It’s been an atypical week.
I’ve been on the receiving end of people who are hurting. Different “shapes,” “sizes,” and “scenarios” of pain. But pain, nonetheless. It can be pain as a result of having lost a loved one, pain from injustice, or pain from living in this imperfect world with imperfect people. Pain from any angle is still pain.
For any atypical week that I have, I handle and process these situations in my typical way – trying to offer a word of affirmation in the midst of life events that blindside the people we know.
We try hard to comfort, but let’s be honest. Many of us are uncomfortable in their pain and, because we care, we want the pain to go away quickly. Sometimes we don’t know what to say or we say nothing at all.
Here is a simple and powerful formula to help those who are in pain:
H. = Hug
When appropriate to do so, a hug says… “My words are void of making you feel better, but my touch imparts how much I care.”
And let’s face it…there’s nothing you can say that will lessen their pain.
O. = Offer
If someone is grieving a loss, offer comfort after the casseroles have ceased. Offer a meal long after the week of the funeral.
Offering a service or an intentional act of kindness says that you know would help them says, “I acknowledge that this pain has interrupted your life.

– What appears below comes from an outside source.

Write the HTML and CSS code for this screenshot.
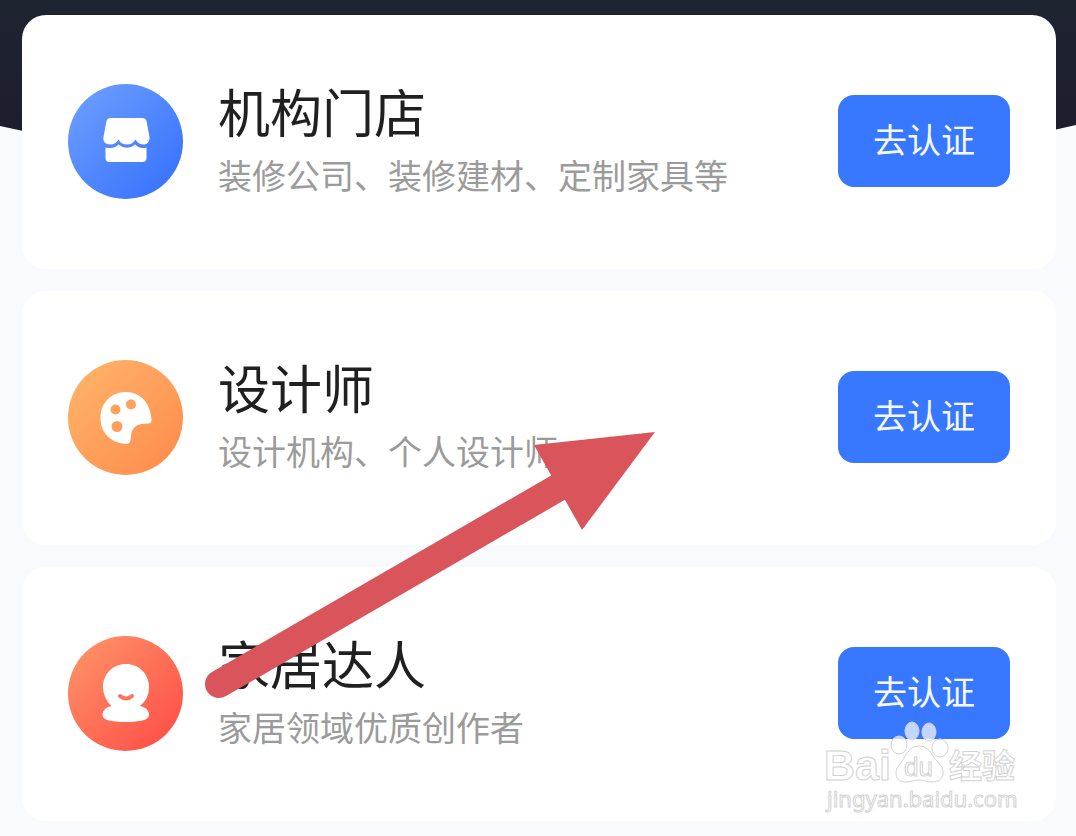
FILE: index.html
```html
<!DOCTYPE html>
<html lang="zh-CN">
<head>
  <meta charset="UTF-8" />
  <meta name="viewport" content="width=device-width, initial-scale=1" />
  <title>选择认证类型</title>
  <link rel="stylesheet" href="styles.css">
</head>
<body>
  <svg class="hero" viewBox="0 0 1076 190" preserveAspectRatio="none" aria-hidden="true">
    <defs>
      <linearGradient id="hero-bg" x1="0" y1="0" x2="0" y2="1">
        <stop offset="0" stop-color="#1f2431" />
        <stop offset="0.7" stop-color="#1d1e2d" />
      </linearGradient>
    </defs>
    <path d="M0 0V126Q538 250 1076 125V0Z" fill="url(#hero-bg)" />
  </svg>

  <main class="lista">
    <section class="card">
      <svg class="icon" viewBox="0 0 115 115" aria-hidden="true">
        <defs>
          <linearGradient id="azul" x1="0" y1="0" x2="1" y2="1">
            <stop offset="0.1" stop-color="#6a9cff" />
            <stop offset="0.9" stop-color="#3873fc" />
          </linearGradient>
        </defs>
        <circle cx="57.5" cy="57.5" r="57.5" fill="url(#azul)" />
        <path fill="#fff" d="M42.5 34H74.5Q77.500 34 78.500 37L81.500 53C82 58 79 60.500 75.500 60.500Q70.500 60.500 67.500 55.500Q64.500 60.500 59 60.500Q53 60.500 50.500 55.500Q47.500 60.500 42.500 60.500C37.500 60.500 34.500 57.500 35.500 53L38.500 37Q39.500 34 42.500 34Z" />
        <path fill="#fff" d="M37.500 63.500Q46 65.500 50.500 60.500Q58.500 67 67.500 60.500Q71.500 65.500 78.500 63.500V74Q78.500 78 74.500 78H41.500Q37.500 78 37.500 74Z" />
      </svg>
      <div class="info">
        <h2>机构门店</h2>
        <p>装修公司、装修建材、定制家具等</p>
      </div>
      <button type="button">去认证</button>
    </section>

    <section class="card">
      <svg class="icon" viewBox="0 0 115 115" aria-hidden="true">
        <defs>
          <linearGradient id="laranja" x1="0" y1="0" x2="1" y2="1">
            <stop offset="0.1" stop-color="#ffb168" />
            <stop offset="0.9" stop-color="#ff8e4e" />
          </linearGradient>
        </defs>
        <circle cx="57.5" cy="57.5" r="57.5" fill="url(#laranja)" />
        <path fill="#fff" fill-rule="evenodd" d="M58 32C73 32 83 44 83.500 60Q83.500 63.500 80 63.500C70 63.500 64 66 63 76L62.500 80Q62 84 58 84C43 83 32.500 73 32.500 58C32.500 43 43 32 58 32ZM42.500 49.500a5 5 0 1 0 10 0a5 5 0 1 0 -10 0ZM58 44.500a5 5 0 1 0 10 0a5 5 0 1 0 -10 0ZM43.500 66.500a5.500 5.500 0 1 0 11 0a5.500 5.500 0 1 0 -11 0Z" />
      </svg>
      <div class="info">
        <h2>设计师</h2>
        <p>设计机构、个人设计师</p>
      </div>
      <button type="button">去认证</button>
    </section>

    <section class="card">
      <svg class="icon" viewBox="0 0 115 115" aria-hidden="true">
        <defs>
          <linearGradient id="vermelho" x1="0" y1="0" x2="1" y2="1">
            <stop offset="0.1" stop-color="#ff8f66" />
            <stop offset="0.9" stop-color="#ff5148" />
          </linearGradient>
        </defs>
        <circle cx="57.5" cy="57.5" r="57.5" fill="url(#vermelho)" />
        <path fill="#fff" d="M58 28C71 28 81 38 81 51Q81 63 72 70Q81 72 81 79C81 84 72 86 58 86C43 86 34.500 84 34.500 79Q34.500 72 43.500 70Q35 62 35 51C35 38 45 28 58 28Z" />
        <path fill="none" stroke="#ff7159" stroke-width="4" stroke-linecap="round" d="M52 60Q58 65 64 60" />
      </svg>
      <div class="info">
        <h2>家居达人</h2>
        <p>家居领域优质创作者</p>
      </div>
      <button type="button">去认证</button>
    </section>
  </main>

  <svg class="seta" viewBox="200 425 460 280" aria-hidden="true">
    <path d="M219 684L566 483" fill="none" stroke="#da555b" stroke-width="28" stroke-linecap="round" />
    <path d="M655 432L582 530L534 445Z" fill="#da555b" />
  </svg>

  <svg class="marca" viewBox="820 715 204 100" role="img" aria-label="Baidu 经验">
    <g class="contorno">
      <text class="bai" x="824" y="780">Bai</text>
      <ellipse cx="899" cy="745" rx="8" ry="9" />
      <ellipse cx="912" cy="731" rx="7" ry="9" />
      <ellipse cx="929" cy="732" rx="7" ry="9" />
      <ellipse cx="940" cy="748" rx="8" ry="9" />
      <path d="M919 746C926 746 930 751 933 756C937 762 944 766 943 774C942 780 938 782 932 782C925 782 925 780 919 780C913 780 911 782 905 782C899 782 896 778 896 773C896 766 902 763 905 756C908 751 912 746 919 746Z" />
      <text class="du" x="904" y="776">du</text>
      <text class="jingyan" x="949" y="778">经验</text>
      <text class="site" x="827" y="807">jingyan.baidu.com</text>
    </g>
  </svg>
</body>
</html>
```

FILE: styles.css
```css
:root {
  --bg: #f9fafd;
  --card: #ffffff;
  --text: #202020;
  --muted: #9b9b9b;
  --button-bg: #3877ff;
  --button-text: #f4faff;
}

* {
  box-sizing: border-box;
}

body {
  position: relative;
  margin: 0;
  min-height: 100vh;
  background-color: var(--bg);
  color: var(--text);
  font-family: "Noto Sans CJK SC", sans-serif;
}

h2,
p {
  margin: 0;
  font-weight: 400;
}

.hero {
  position: absolute;
  top: 0;
  left: 0;
  width: 100%;
  height: 190px;
}

.lista {
  position: relative;
  display: flex;
  flex-direction: column;
  gap: 22px;
  padding: 15px 20px 15px 22px;
}

.card {
  display: flex;
  align-items: center;
  gap: 35px;
  padding: 62px 46px 64px;
  background-color: var(--card);
  border-radius: 24px;
}

.icon {
  flex: none;
  width: 115px;
  height: 115px;
}

.info {
  flex: 1;
  display: flex;
  flex-direction: column;
  gap: 6px;
  padding-bottom: 6px;
}

.info h2 {
  font-size: 52px;
  line-height: 68px;
}

.info p {
  font-size: 34px;
  line-height: 48px;
  color: var(--muted);
}

button {
  flex: none;
  padding: 20px 35px 24px;
  border: none;
  border-radius: 16px;
  background-color: var(--button-bg);
  color: var(--button-text);
  font-family: inherit;
  font-size: 34px;
  line-height: 48px;
  cursor: pointer;
}

.seta {
  position: absolute;
  top: 425px;
  left: 200px;
  width: 460px;
  height: 280px;
  pointer-events: none;
}

.marca {
  position: absolute;
  top: 715px;
  right: 52px;
  width: 204px;
  height: 100px;
  pointer-events: none;
}

.contorno {
  fill: rgba(255, 255, 255, 0.7);
  stroke: #d2d2d2;
  stroke-width: 1px;
}

.bai {
  font: bold 43px "Liberation Sans", sans-serif;
}

.du {
  font: 26px "Liberation Sans", sans-serif;
}

.jingyan {
  font: bold 33px "Noto Sans CJK SC", sans-serif;
}

.site {
  font: 22px "Noto Sans", sans-serif;
}
```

I still want to serve you in a small way even though time has passed.”
P. = Plan
Plan a time to get together with the person in pain. As someone who has experienced different “shapes” and “sizes” of pain, it hurts when people withdraw or disappear altogether.

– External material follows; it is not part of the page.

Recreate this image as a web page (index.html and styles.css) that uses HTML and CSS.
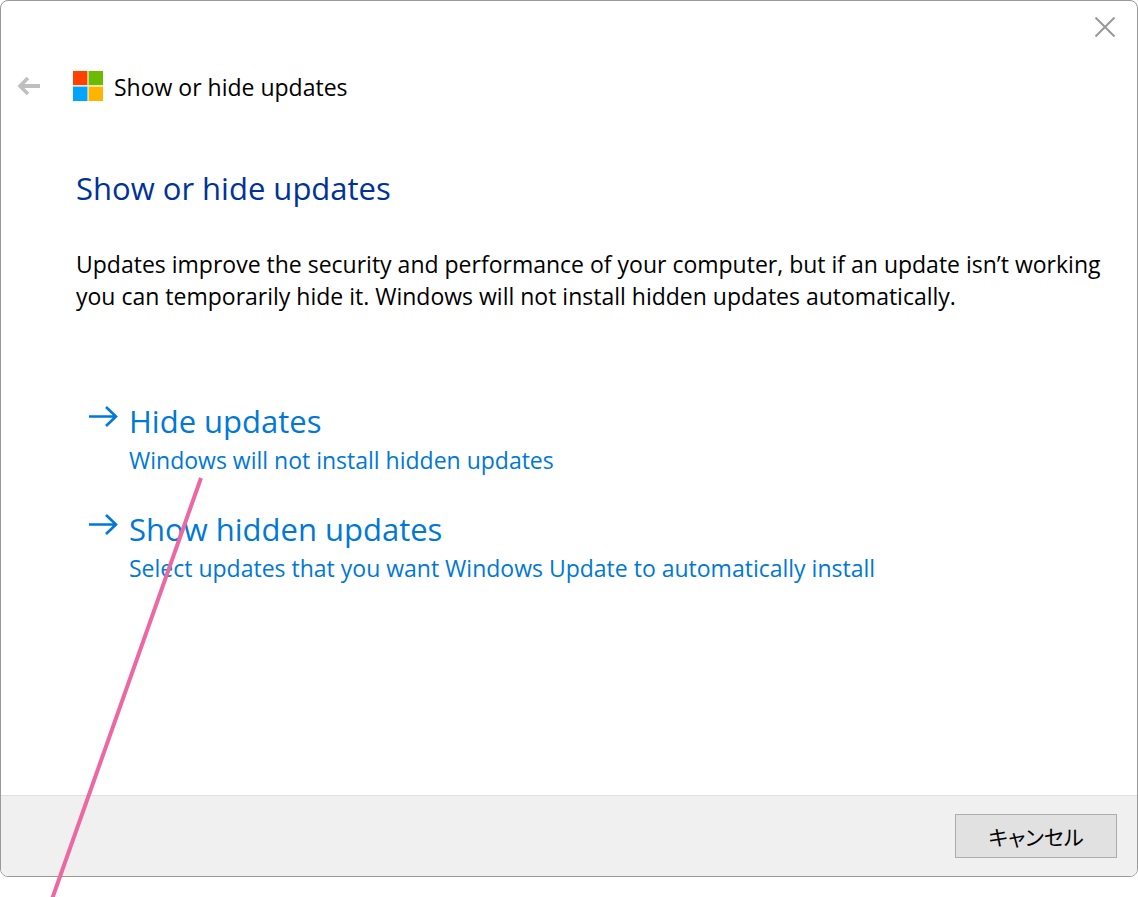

To plan a lunch, dinner, or coffee date says…. “I want to check in and just see how you’re doing.”
That’s it. And if your time with the person hurting is just a time of allowing them to cry while supplying tissues, it’s not wasted time. Be a safe and confidential person with whom they can let down their guard and cry or vent as needed. Be the person who offers no judgment, just a shoulder.
E. = Empathy
Empathy doesn’t come naturally; it is learned.
Empathy says…. “I don’t need facts,” “I can’t imagine the pain you must be feeling, ” and “I am so very sorry.”
Empathy allows their pain to override the amount of facts you know. If it is someone outside of your family, the true test of whether or not you really feel empathy for the one hurting, you won’t desire the need to know facts. The other’s pain is enough. Put yourself emotionally in their situation. Be in the moment with the person hurting. Don’t hurry into their future by offering painful platitudes such as “There is a reason,” “There is a plan,” or “You’ll be fine.”
Learn the art of offering hope in an atypical way. This is Hope Unveiled!